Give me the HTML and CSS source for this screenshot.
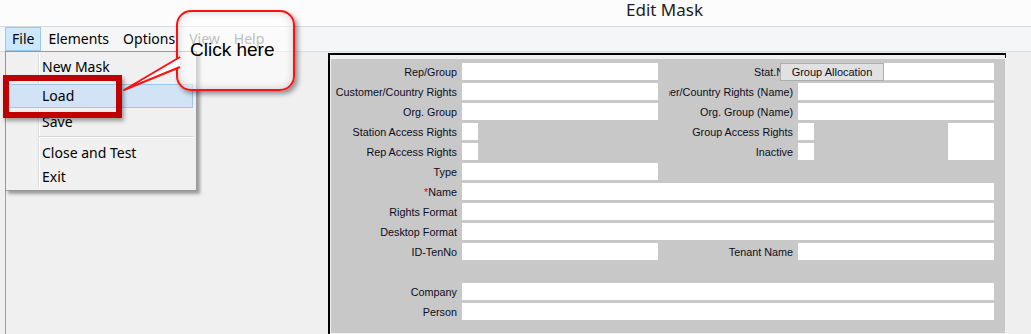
FILE: index.html
```html
<!DOCTYPE html>
<html lang="en">
<head>
    <meta charset="UTF-8">
    <meta name="viewport" content="width=device-width, initial-scale=1">
    <title>Edit Mask</title>
    <link rel="stylesheet" href="styles.css">
</head>
<body>
    <div class="titlebar">Edit Mask</div>

    <div class="menubar">
        <span class="menuItem active">File</span>
        <span class="menuItem">Elements</span>
        <span class="menuItem">Options</span>
        <span class="menuItem disabled">View</span>
        <span class="menuItem disabled">Help</span>
    </div>

    <div class="main">
        <div class="sidePane"></div>
        <div class="panel">
            <div class="formBox">
                <label class="lbl first">Rep/Group</label>
                <div class="field"></div>
                <label class="lbl">Stat.No.</label>
                <div class="field"></div>

                <label class="lbl first">Customer/Country Rights</label>
                <div class="field"></div>
                <label class="lbl clip">Customer/Country Rights (Name)</label>
                <div class="field"></div>

                <label class="lbl first">Org. Group</label>
                <div class="field"></div>
                <label class="lbl">Org. Group (Name)</label>
                <div class="field"></div>

                <label class="lbl first">Station Access Rights</label>
                <div class="field check"></div>
                <label class="lbl">Group Access Rights</label>
                <div class="stackCell">
                    <div class="checks">
                        <div class="field check"></div>
                        <div class="field check"></div>
                    </div>
                    <div class="field bigBox"></div>
                </div>

                <label class="lbl first">Rep Access Rights</label>
                <div class="field check"></div>
                <label class="lbl">Inactive</label>

                <label class="lbl first">Type</label>
                <div class="field"></div>

                <label class="lbl first"><span class="req">*</span>Name</label>
                <div class="field wide"></div>

                <label class="lbl first">Rights Format</label>
                <div class="field wide"></div>

                <label class="lbl first">Desktop Format</label>
                <div class="field wide"></div>

                <label class="lbl first">ID-TenNo</label>
                <div class="field"></div>
                <label class="lbl">Tenant Name</label>
                <div class="field"></div>

                <div class="spacer first"></div>

                <label class="lbl first">Company</label>
                <div class="field wide"></div>

                <label class="lbl first">Person</label>
                <div class="field wide"></div>

                <button class="allocBtn">Group Allocation</button>
            </div>
        </div>
        <div class="rest"></div>
    </div>

    <!-- opened File menu -->
    <ul class="dropMenu">
        <li class="item first">New Mask</li>
        <li class="item hover">Load</li>
        <li class="item save">Save</li>
        <li class="sep"></li>
        <li class="item">Close and Test</li>
        <li class="item">Exit</li>
    </ul>

    <!-- annotation -->
    <div class="marker"></div>
    <div class="callout">Click here</div>
    <svg class="tail" width="62" height="46" viewBox="0 0 62 46">
        <polygon points="60,7 4,40 60,17" fill="#ffffff"/>
        <polyline points="60,7 4,40 60,17" fill="none" stroke="#ff1010" stroke-width="2" stroke-linejoin="round"/>
    </svg>
</body>
</html>
```

FILE: styles.css
```css
html, body {
    margin: 0;
    height: 334px;
    overflow: hidden;
}
body {
    background: #f0f0f0;
    font-family: "Noto Sans", "Open Sans", sans-serif;
    position: relative;
}

/* window title */
.titlebar {
    height: 26px;
    line-height: 19px;
    padding-left: 626px;
    background: #fcfcfc;
    border-bottom: 1px solid #d9d9d9;
    font-size: 17px;
    color: #1e1e1e;
}

/* menu bar */
.menubar {
    display: flex;
    height: 24px;
    padding-left: 5px;
    background: #f5f6f7;
    border-bottom: 1px solid #dadbdc;
}
.menubar .menuItem {
    padding: 0 6px;
    line-height: 22px;
    border: 1px solid transparent;
    font-size: 14px;
    color: #000;
}
.menubar .menuItem.active {
    background: #cce8ff;
    border-color: #99c9ef;
}
.menubar .menuItem.disabled {
    color: #707070;
}

/* body of the window */
.main {
    display: flex;
    height: 282px;
    background: #f0f0f0;
}
.sidePane {
    flex: none;
    width: 322px;
    margin-left: 5px;
    background: #f0f0f0;
    border-left: 1px solid #a0a0a0;
}
.panel {
    flex: none;
    position: relative;
    width: 674px;
    margin-top: 1px;
    padding: 4px 0 0 1px;
    border-top: 2px solid #000;
    border-left: 2px solid #000;
    background: #f0f0f0;
}
.panel::after {
    content: "";
    position: absolute;
    right: -1px;
    top: -2px;
    width: 1px;
    height: 5px;
    background: #000;
}
.rest {
    flex: 1;
    background: #efefef;
}
.formBox {
    position: relative;
    box-sizing: border-box;
    width: 674px;
    height: 274px;
    padding-top: 4px;
    background: #c8c8c8;
    display: grid;
    grid-template-columns: 131px 196px 140px 196px;
    grid-auto-rows: 17px;
    row-gap: 3px;
    align-content: start;
    font-family: "Liberation Sans", Arial, sans-serif;
    font-size: 10.8px;
    color: #0c0c1c;
}
.formBox .lbl {
    display: flex;
    align-items: center;
    justify-content: flex-end;
    padding-right: 5px;
    white-space: nowrap;
    overflow: hidden;
}
.formBox .first {
    grid-column: 1;
}
.formBox .clip {
    margin-left: 11px;
}
.formBox .req {
    color: #e00000;
}
.formBox .field {
    background: #fff;
}
.formBox .field.wide {
    grid-column: span 3;
}
.formBox .field.check {
    width: 16px;
    height: 17px;
}
.formBox .stackCell {
    grid-row: span 2;
    display: flex;
    justify-content: space-between;
}
.formBox .checks {
    display: flex;
    flex-direction: column;
    gap: 3px;
}
.formBox .bigBox {
    width: 46px;
}
.formBox .allocBtn {
    position: absolute;
    left: 449px;
    top: 4px;
    width: 104px;
    height: 18px;
    padding: 0;
    background: #e1e1e1;
    border: 1px solid #adadad;
    font-family: "Liberation Sans", Arial, sans-serif;
    font-size: 11px;
    color: #0c0c1c;
}

/* dropped File menu */
.dropMenu {
    position: absolute;
    left: 5px;
    top: 51px;
    box-sizing: border-box;
    width: 192px;
    height: 140px;
    margin: 0;
    padding: 3px 3px 2px 2px;
    list-style: none;
    background: #f0f0f0;
    border: 1px solid #979797;
    box-shadow: 3px 3px 3px rgba(0, 0, 0, 0.35);
    font-size: 14px;
    color: #000;
}
.dropMenu::before {
    content: "";
    position: absolute;
    left: 32px;
    top: 2px;
    bottom: 2px;
    width: 1px;
    background: #dcdcdc;
    border-right: 1px solid #fff;
}
.dropMenu .item {
    position: relative;
    padding-left: 33px;
    line-height: 22px;
    border: 1px solid transparent;
}
.dropMenu .item.hover {
    margin-top: 5px;
    background: #d1e3f4;
    border-color: #9fc5ec;
}
.dropMenu .item.save {
    margin-top: 2px;
}
.dropMenu .sep {
    position: relative;
    height: 1px;
    margin: 2px 0 3px 31px;
    background: #d7d7d7;
    border-bottom: 1px solid #fff;
}

/* red frame round Load */
.marker {
    position: absolute;
    left: 3px;
    top: 75px;
    box-sizing: border-box;
    width: 119px;
    height: 43px;
    border: 6px solid #c00000;
    box-shadow: 2px 3px 4px rgba(0, 0, 0, 0.35);
}

/* speech bubble */
.callout {
    position: absolute;
    left: 176px;
    top: 10px;
    box-sizing: border-box;
    width: 119px;
    height: 81px;
    padding: 27px 0 0 12px;
    border: 2px solid #ff1010;
    border-radius: 15px;
    background: rgba(255, 255, 255, 0.55);
    box-shadow: 3px 3px 5px rgba(0, 0, 0, 0.4), inset 0 0 8px rgba(0, 0, 0, 0.18);
    font-family: "Liberation Sans", Arial, sans-serif;
    font-size: 19px;
    line-height: 22px;
    color: #000;
}
.tail {
    position: absolute;
    left: 120px;
    top: 50px;
}
```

......

**To do**
Reproduce the full listing above verbatim, with no pictures included.

**Solution to the problem**
Give me the HTML and CSS source for this screenshot.
FILE: index.html
```html
<!DOCTYPE html>
<html lang="en">
<head>
    <meta charset="UTF-8">
    <meta name="viewport" content="width=device-width, initial-scale=1">
    <title>Edit Mask</title>
    <link rel="stylesheet" href="styles.css">
</head>
<body>
    <div class="titlebar">Edit Mask</div>

    <div class="menubar">
        <span class="menuItem active">File</span>
        <span class="menuItem">Elements</span>
        <span class="menuItem">Options</span>
        <span class="menuItem disabled">View</span>
        <span class="menuItem disabled">Help</span>
    </div>

    <div class="main">
        <div class="sidePane"></div>
        <div class="panel">
            <div class="formBox">
                <label class="lbl first">Rep/Group</label>
                <div class="field"></div>
                <label class="lbl">Stat.No.</label>
                <div class="field"></div>

                <label class="lbl first">Customer/Country Rights</label>
                <div class="field"></div>
                <label class="lbl clip">Customer/Country Rights (Name)</label>
                <div class="field"></div>

                <label class="lbl first">Org. Group</label>
                <div class="field"></div>
                <label class="lbl">Org. Group (Name)</label>
                <div class="field"></div>

                <label class="lbl first">Station Access Rights</label>
                <div class="field check"></div>
                <label class="lbl">Group Access Rights</label>
                <div class="stackCell">
                    <div class="checks">
                        <div class="field check"></div>
                        <div class="field check"></div>
                    </div>
                    <div class="field bigBox"></div>
                </div>

                <label class="lbl first">Rep Access Rights</label>
                <div class="field check"></div>
                <label class="lbl">Inactive</label>

                <label class="lbl first">Type</label>
                <div class="field"></div>

                <label class="lbl first"><span class="req">*</span>Name</label>
                <div class="field wide"></div>

                <label class="lbl first">Rights Format</label>
                <div class="field wide"></div>

                <label class="lbl first">Desktop Format</label>
                <div class="field wide"></div>

                <label class="lbl first">ID-TenNo</label>
                <div class="field"></div>
                <label class="lbl">Tenant Name</label>
                <div class="field"></div>

                <div class="spacer first"></div>

                <label class="lbl first">Company</label>
                <div class="field wide"></div>

                <label class="lbl first">Person</label>
                <div class="field wide"></div>

                <button class="allocBtn">Group Allocation</button>
            </div>
        </div>
        <div class="rest"></div>
    </div>

    <!-- opened File menu -->
    <ul class="dropMenu">
        <li class="item first">New Mask</li>
        <li class="item hover">Load</li>
        <li class="item save">Save</li>
        <li class="sep"></li>
        <li class="item">Close and Test</li>
        <li class="item">Exit</li>
    </ul>

    <!-- annotation -->
    <div class="marker"></div>
    <div class="callout">Click here</div>
    <svg class="tail" width="62" height="46" viewBox="0 0 62 46">
        <polygon points="60,7 4,40 60,17" fill="#ffffff"/>
        <polyline points="60,7 4,40 60,17" fill="none" stroke="#ff1010" stroke-width="2" stroke-linejoin="round"/>
    </svg>
</body>
</html>
```

FILE: styles.css
```css
html, body {
    margin: 0;
    height: 334px;
    overflow: hidden;
}
body {
    background: #f0f0f0;
    font-family: "Noto Sans", "Open Sans", sans-serif;
    position: relative;
}

/* window title */
.titlebar {
    height: 26px;
    line-height: 19px;
    padding-left: 626px;
    background: #fcfcfc;
    border-bottom: 1px solid #d9d9d9;
    font-size: 17px;
    color: #1e1e1e;
}

/* menu bar */
.menubar {
    display: flex;
    height: 24px;
    padding-left: 5px;
    background: #f5f6f7;
    border-bottom: 1px solid #dadbdc;
}
.menubar .menuItem {
    padding: 0 6px;
    line-height: 22px;
    border: 1px solid transparent;
    font-size: 14px;
    color: #000;
}
.menubar .menuItem.active {
    background: #cce8ff;
    border-color: #99c9ef;
}
.menubar .menuItem.disabled {
    color: #707070;
}

/* body of the window */
.main {
    display: flex;
    height: 282px;
    background: #f0f0f0;
}
.sidePane {
    flex: none;
    width: 322px;
    margin-left: 5px;
    background: #f0f0f0;
    border-left: 1px solid #a0a0a0;
}
.panel {
    flex: none;
    position: relative;
    width: 674px;
    margin-top: 1px;
    padding: 4px 0 0 1px;
    border-top: 2px solid #000;
    border-left: 2px solid #000;
    background: #f0f0f0;
}
.panel::after {
    content: "";
    position: absolute;
    right: -1px;
    top: -2px;
    width: 1px;
    height: 5px;
    background: #000;
}
.rest {
    flex: 1;
    background: #efefef;
}
.formBox {
    position: relative;
    box-sizing: border-box;
    width: 674px;
    height: 274px;
    padding-top: 4px;
    background: #c8c8c8;
    display: grid;
    grid-template-columns: 131px 196px 140px 196px;
    grid-auto-rows: 17px;
    row-gap: 3px;
    align-content: start;
    font-family: "Liberation Sans", Arial, sans-serif;
    font-size: 10.8px;
    color: #0c0c1c;
}
.formBox .lbl {
    display: flex;
    align-items: center;
    justify-content: flex-end;
    padding-right: 5px;
    white-space: nowrap;
    overflow: hidden;
}
.formBox .first {
    grid-column: 1;
}
.formBox .clip {
    margin-left: 11px;
}
.formBox .req {
    color: #e00000;
}
.formBox .field {
    background: #fff;
}
.formBox .field.wide {
    grid-column: span 3;
}
.formBox .field.check {
    width: 16px;
    height: 17px;
}
.formBox .stackCell {
    grid-row: span 2;
    display: flex;
    justify-content: space-between;
}
.formBox .checks {
    display: flex;
    flex-direction: column;
    gap: 3px;
}
.formBox .bigBox {
    width: 46px;
}
.formBox .allocBtn {
    position: absolute;
    left: 449px;
    top: 4px;
    width: 104px;
    height: 18px;
    padding: 0;
    background: #e1e1e1;
    border: 1px solid #adadad;
    font-family: "Liberation Sans", Arial, sans-serif;
    font-size: 11px;
    color: #0c0c1c;
}

/* dropped File menu */
.dropMenu {
    position: absolute;
    left: 5px;
    top: 51px;
    box-sizing: border-box;
    width: 192px;
    height: 140px;
    margin: 0;
    padding: 3px 3px 2px 2px;
    list-style: none;
    background: #f0f0f0;
    border: 1px solid #979797;
    box-shadow: 3px 3px 3px rgba(0, 0, 0, 0.35);
    font-size: 14px;
    color: #000;
}
.dropMenu::before {
    content: "";
    position: absolute;
    left: 32px;
    top: 2px;
    bottom: 2px;
    width: 1px;
    background: #dcdcdc;
    border-right: 1px solid #fff;
}
.dropMenu .item {
    position: relative;
    padding-left: 33px;
    line-height: 22px;
    border: 1px solid transparent;
}
.dropMenu .item.hover {
    margin-top: 5px;
    background: #d1e3f4;
    border-color: #9fc5ec;
}
.dropMenu .item.save {
    margin-top: 2px;
}
.dropMenu .sep {
    position: relative;
    height: 1px;
    margin: 2px 0 3px 31px;
    background: #d7d7d7;
    border-bottom: 1px solid #fff;
}

/* red frame round Load */
.marker {
    position: absolute;
    left: 3px;
    top: 75px;
    box-sizing: border-box;
    width: 119px;
    height: 43px;
    border: 6px solid #c00000;
    box-shadow: 2px 3px 4px rgba(0, 0, 0, 0.35);
}

/* speech bubble */
.callout {
    position: absolute;
    left: 176px;
    top: 10px;
    box-sizing: border-box;
    width: 119px;
    height: 81px;
    padding: 27px 0 0 12px;
    border: 2px solid #ff1010;
    border-radius: 15px;
    background: rgba(255, 255, 255, 0.55);
    box-shadow: 3px 3px 5px rgba(0, 0, 0, 0.4), inset 0 0 8px rgba(0, 0, 0, 0.18);
    font-family: "Liberation Sans", Arial, sans-serif;
    font-size: 19px;
    line-height: 22px;
    color: #000;
}
.tail {
    position: absolute;
    left: 120px;
    top: 50px;
}
```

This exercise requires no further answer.